REQUIREMENTS =
From the records below, pull each line that has "this".

EXERCISE MATERIALS =

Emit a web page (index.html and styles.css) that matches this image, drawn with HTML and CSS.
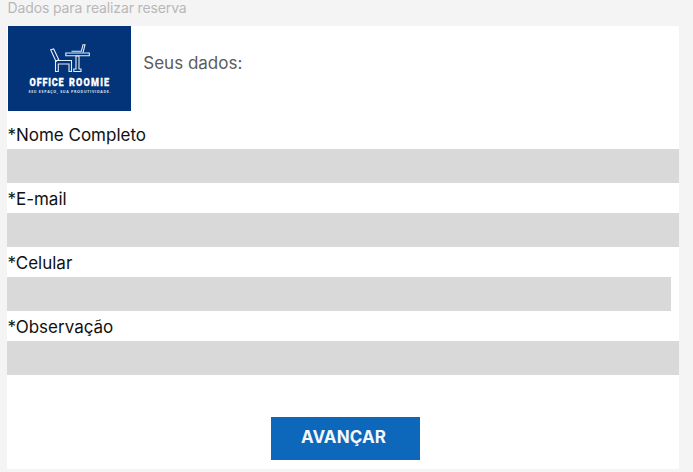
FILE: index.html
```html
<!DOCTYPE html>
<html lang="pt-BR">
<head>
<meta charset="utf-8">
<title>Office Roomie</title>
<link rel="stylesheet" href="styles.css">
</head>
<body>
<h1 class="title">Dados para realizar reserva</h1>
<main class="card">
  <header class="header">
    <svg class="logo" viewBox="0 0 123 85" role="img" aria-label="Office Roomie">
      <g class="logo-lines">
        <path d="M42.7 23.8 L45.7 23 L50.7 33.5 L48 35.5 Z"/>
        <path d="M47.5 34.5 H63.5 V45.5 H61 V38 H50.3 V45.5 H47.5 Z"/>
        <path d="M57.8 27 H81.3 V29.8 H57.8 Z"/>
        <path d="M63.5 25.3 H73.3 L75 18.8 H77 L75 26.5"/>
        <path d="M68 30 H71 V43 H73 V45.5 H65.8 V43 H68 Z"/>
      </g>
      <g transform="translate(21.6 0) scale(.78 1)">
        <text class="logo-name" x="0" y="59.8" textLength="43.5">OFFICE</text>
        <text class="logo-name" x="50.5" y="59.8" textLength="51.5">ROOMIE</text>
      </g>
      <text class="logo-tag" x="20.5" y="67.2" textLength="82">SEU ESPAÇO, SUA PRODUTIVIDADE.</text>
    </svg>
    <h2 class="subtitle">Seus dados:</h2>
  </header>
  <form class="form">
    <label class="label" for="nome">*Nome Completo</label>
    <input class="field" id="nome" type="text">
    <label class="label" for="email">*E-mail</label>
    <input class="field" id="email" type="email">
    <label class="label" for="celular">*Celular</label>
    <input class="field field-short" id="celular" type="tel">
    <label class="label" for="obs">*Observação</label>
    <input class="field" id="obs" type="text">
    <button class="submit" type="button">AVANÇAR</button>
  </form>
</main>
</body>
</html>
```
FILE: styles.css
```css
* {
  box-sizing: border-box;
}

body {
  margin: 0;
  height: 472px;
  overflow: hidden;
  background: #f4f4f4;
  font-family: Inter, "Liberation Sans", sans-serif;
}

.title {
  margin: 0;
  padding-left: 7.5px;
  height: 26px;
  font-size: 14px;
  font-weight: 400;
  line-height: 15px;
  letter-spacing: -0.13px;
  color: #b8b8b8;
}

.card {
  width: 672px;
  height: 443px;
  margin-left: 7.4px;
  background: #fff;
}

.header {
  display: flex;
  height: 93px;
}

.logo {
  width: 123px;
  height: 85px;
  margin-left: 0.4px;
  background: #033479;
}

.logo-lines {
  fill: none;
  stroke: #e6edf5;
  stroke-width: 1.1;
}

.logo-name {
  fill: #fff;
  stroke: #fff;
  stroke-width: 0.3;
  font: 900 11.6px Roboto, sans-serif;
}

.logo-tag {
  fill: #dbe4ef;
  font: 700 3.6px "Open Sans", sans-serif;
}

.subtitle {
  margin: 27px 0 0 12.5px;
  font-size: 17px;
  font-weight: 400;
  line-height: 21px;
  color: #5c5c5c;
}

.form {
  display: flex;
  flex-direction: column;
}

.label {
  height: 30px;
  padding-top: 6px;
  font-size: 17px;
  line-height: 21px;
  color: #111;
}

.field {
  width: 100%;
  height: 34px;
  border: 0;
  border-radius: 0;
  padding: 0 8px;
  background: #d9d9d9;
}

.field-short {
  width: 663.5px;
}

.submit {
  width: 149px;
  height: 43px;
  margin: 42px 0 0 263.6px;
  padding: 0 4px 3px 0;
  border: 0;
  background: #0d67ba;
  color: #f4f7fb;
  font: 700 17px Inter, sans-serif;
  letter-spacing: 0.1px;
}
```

...

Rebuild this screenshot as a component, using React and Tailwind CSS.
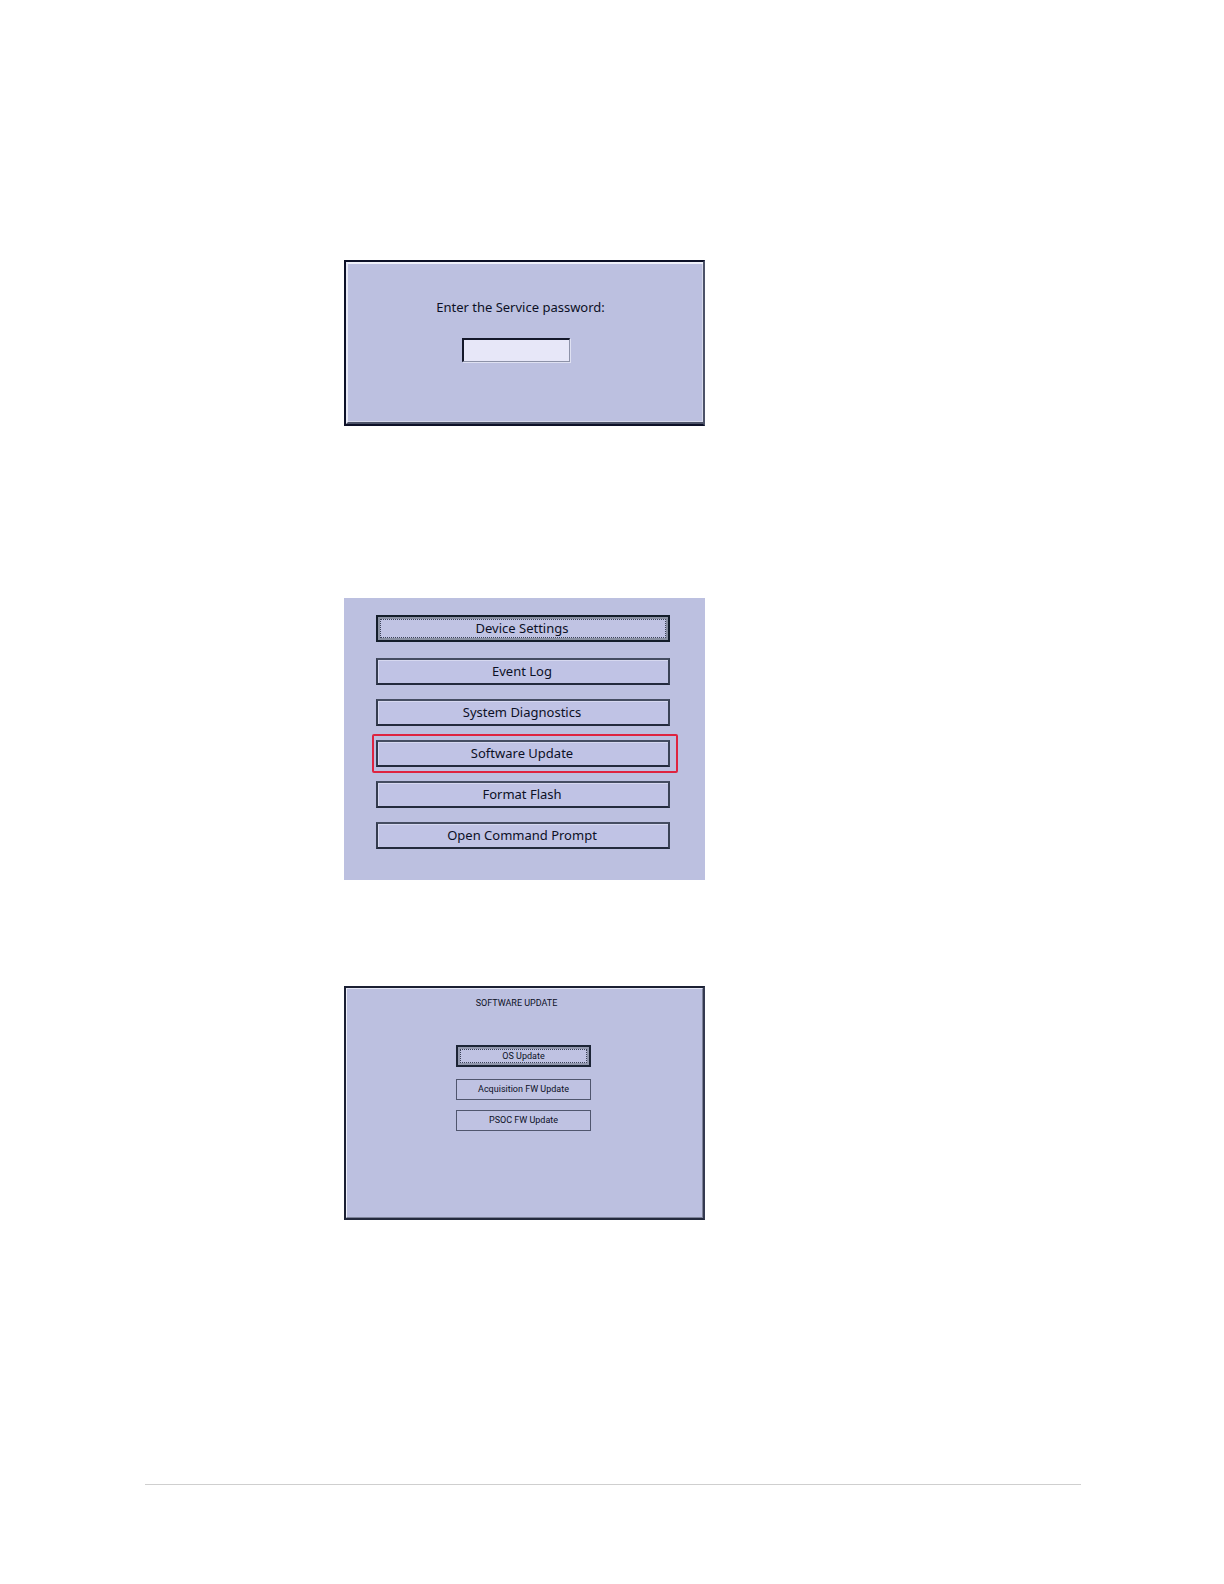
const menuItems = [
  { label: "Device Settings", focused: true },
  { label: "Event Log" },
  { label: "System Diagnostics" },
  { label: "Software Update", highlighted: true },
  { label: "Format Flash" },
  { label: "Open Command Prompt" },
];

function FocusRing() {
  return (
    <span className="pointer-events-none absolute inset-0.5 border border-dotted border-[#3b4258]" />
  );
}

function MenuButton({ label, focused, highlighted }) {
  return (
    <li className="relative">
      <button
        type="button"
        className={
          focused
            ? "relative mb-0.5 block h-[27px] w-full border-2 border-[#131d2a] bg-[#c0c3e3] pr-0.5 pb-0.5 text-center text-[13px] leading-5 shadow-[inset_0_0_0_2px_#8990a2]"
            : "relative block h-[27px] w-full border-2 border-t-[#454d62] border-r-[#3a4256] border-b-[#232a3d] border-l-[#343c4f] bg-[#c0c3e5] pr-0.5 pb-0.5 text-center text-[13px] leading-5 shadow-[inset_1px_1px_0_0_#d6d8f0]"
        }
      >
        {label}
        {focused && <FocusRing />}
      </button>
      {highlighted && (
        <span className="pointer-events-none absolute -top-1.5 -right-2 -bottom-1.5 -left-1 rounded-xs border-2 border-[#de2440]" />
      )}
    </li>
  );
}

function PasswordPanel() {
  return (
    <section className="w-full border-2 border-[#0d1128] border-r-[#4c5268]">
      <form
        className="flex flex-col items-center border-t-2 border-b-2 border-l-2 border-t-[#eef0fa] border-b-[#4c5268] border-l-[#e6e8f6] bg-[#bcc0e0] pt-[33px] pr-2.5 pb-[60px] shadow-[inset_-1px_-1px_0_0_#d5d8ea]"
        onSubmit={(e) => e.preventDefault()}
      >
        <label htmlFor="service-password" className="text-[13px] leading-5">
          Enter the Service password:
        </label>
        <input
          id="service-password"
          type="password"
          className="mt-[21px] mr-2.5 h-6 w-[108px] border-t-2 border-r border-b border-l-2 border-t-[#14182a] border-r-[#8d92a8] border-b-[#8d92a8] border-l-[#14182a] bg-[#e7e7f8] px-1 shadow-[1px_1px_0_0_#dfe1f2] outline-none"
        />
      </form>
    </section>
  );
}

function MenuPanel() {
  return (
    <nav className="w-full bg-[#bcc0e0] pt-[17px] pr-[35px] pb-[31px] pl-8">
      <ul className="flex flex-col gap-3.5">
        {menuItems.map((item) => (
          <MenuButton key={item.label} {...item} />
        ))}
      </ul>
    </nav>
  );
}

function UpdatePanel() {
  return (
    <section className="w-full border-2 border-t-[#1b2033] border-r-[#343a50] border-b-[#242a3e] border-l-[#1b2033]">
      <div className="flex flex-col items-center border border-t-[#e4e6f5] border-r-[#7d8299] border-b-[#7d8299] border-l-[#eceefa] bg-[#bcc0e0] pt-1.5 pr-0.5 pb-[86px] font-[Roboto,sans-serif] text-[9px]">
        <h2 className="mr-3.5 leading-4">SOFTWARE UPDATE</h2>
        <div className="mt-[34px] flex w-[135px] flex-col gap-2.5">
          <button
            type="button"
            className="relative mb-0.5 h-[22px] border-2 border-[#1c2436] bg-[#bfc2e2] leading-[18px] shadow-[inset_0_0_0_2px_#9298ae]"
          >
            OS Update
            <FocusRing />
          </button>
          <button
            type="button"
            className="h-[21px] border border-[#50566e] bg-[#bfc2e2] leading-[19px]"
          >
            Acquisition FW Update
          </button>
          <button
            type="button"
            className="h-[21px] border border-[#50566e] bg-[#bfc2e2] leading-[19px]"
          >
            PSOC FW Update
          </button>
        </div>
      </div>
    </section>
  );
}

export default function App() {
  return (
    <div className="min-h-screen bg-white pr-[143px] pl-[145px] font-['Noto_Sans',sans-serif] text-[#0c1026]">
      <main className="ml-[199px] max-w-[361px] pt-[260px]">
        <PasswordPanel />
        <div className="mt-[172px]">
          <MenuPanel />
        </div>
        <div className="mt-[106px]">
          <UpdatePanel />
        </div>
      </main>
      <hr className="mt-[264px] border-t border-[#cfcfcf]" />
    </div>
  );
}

---

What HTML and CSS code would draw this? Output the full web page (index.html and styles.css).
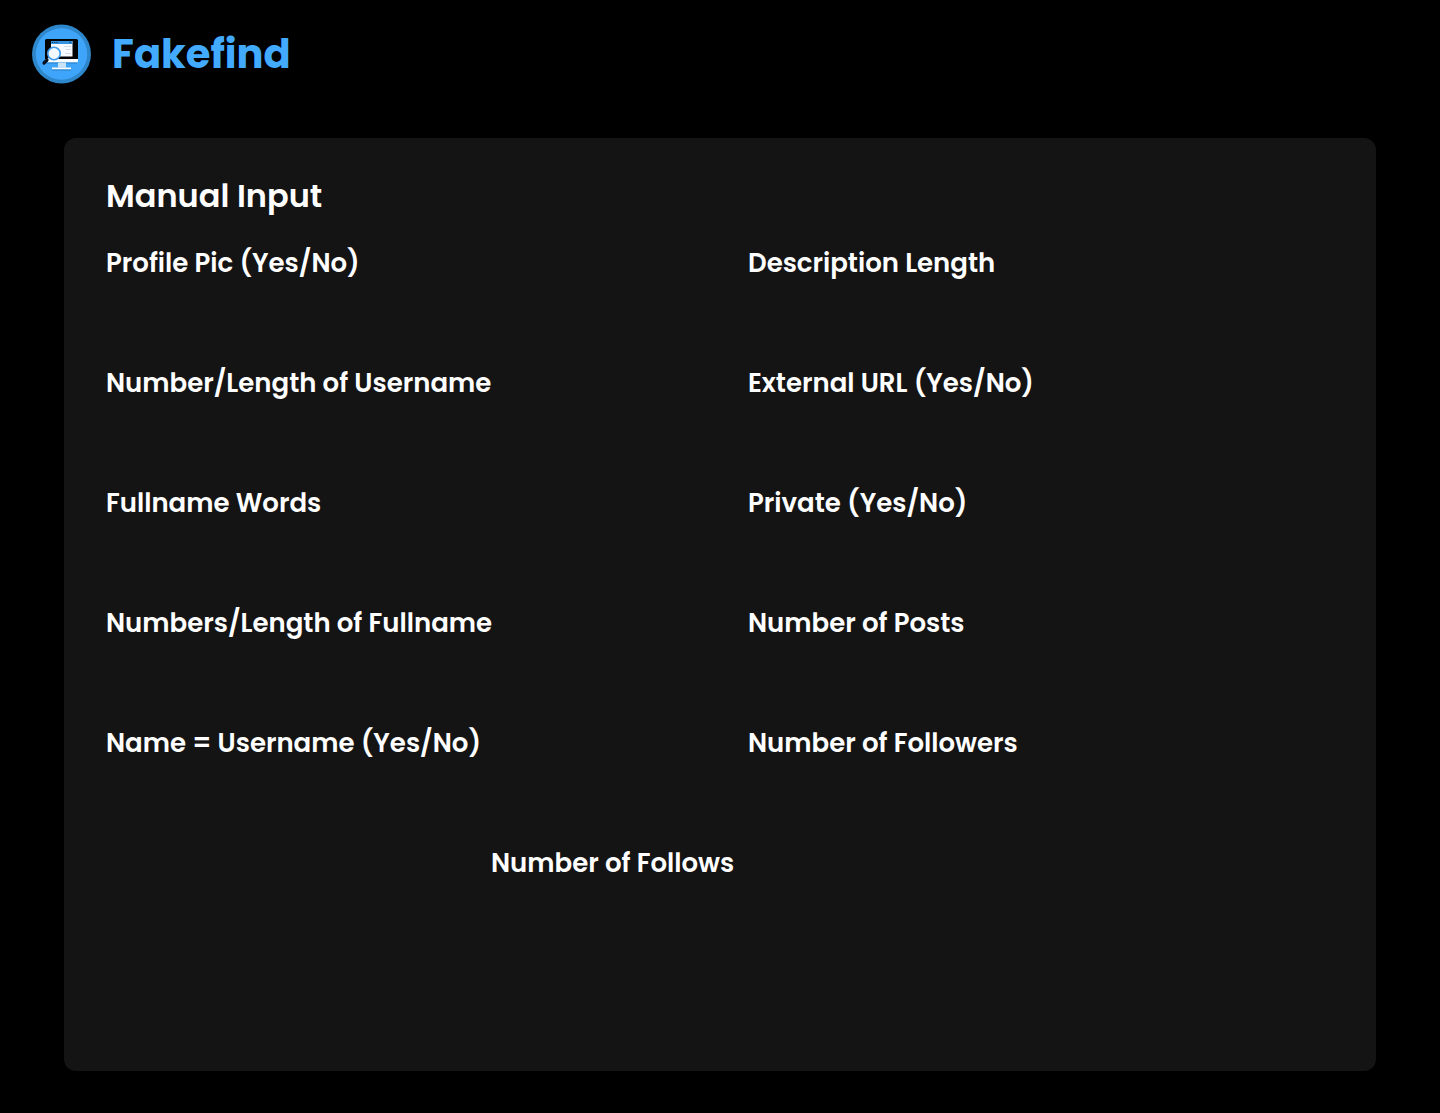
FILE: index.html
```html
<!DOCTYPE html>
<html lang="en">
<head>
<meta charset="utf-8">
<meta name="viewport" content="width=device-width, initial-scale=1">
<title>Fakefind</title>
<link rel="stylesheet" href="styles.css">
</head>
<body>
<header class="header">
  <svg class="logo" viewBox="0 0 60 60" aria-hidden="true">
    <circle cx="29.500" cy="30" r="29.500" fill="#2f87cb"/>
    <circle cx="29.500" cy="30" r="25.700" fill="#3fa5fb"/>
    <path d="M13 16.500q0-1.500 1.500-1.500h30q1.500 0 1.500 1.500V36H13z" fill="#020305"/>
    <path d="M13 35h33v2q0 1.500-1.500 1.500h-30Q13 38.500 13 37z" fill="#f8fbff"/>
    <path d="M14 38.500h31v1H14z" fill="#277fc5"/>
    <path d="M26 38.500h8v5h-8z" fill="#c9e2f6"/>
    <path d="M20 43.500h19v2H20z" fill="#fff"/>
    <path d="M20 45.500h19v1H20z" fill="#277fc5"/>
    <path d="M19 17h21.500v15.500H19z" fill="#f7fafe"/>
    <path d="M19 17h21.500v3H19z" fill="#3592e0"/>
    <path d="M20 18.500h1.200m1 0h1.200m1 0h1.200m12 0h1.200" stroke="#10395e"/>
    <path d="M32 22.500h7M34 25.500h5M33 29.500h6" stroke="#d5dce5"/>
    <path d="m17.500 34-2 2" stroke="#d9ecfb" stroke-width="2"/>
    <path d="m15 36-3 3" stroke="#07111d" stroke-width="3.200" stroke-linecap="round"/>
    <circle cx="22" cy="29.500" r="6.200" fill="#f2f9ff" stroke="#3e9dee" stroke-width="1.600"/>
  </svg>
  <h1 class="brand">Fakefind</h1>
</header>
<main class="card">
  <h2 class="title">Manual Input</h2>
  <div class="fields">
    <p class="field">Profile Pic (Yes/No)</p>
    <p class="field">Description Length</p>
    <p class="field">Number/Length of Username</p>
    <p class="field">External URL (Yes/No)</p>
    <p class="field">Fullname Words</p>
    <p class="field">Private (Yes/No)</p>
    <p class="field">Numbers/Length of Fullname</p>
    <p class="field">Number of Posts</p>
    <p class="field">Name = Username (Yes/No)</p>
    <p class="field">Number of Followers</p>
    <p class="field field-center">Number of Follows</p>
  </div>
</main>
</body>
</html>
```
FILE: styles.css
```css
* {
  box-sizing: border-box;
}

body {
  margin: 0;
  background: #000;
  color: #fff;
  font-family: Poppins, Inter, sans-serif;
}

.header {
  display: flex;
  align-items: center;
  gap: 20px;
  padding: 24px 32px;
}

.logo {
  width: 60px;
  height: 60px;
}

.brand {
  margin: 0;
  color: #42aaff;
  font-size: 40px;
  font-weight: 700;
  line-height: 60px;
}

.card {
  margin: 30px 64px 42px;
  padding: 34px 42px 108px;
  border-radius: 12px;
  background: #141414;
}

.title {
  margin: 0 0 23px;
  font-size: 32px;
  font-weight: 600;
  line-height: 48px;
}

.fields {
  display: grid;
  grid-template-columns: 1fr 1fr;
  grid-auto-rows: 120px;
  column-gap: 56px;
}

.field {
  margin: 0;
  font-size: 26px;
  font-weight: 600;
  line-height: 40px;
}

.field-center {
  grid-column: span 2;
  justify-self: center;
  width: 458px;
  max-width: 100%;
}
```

EXERCISE ANSWER =
Emit a web page (index.html and styles.css) that matches this image, drawn with HTML and CSS.
Rebuild this screenshot as a component, using React and Tailwind CSS.
What HTML and CSS code would draw this? Output the full web page (index.html and styles.css).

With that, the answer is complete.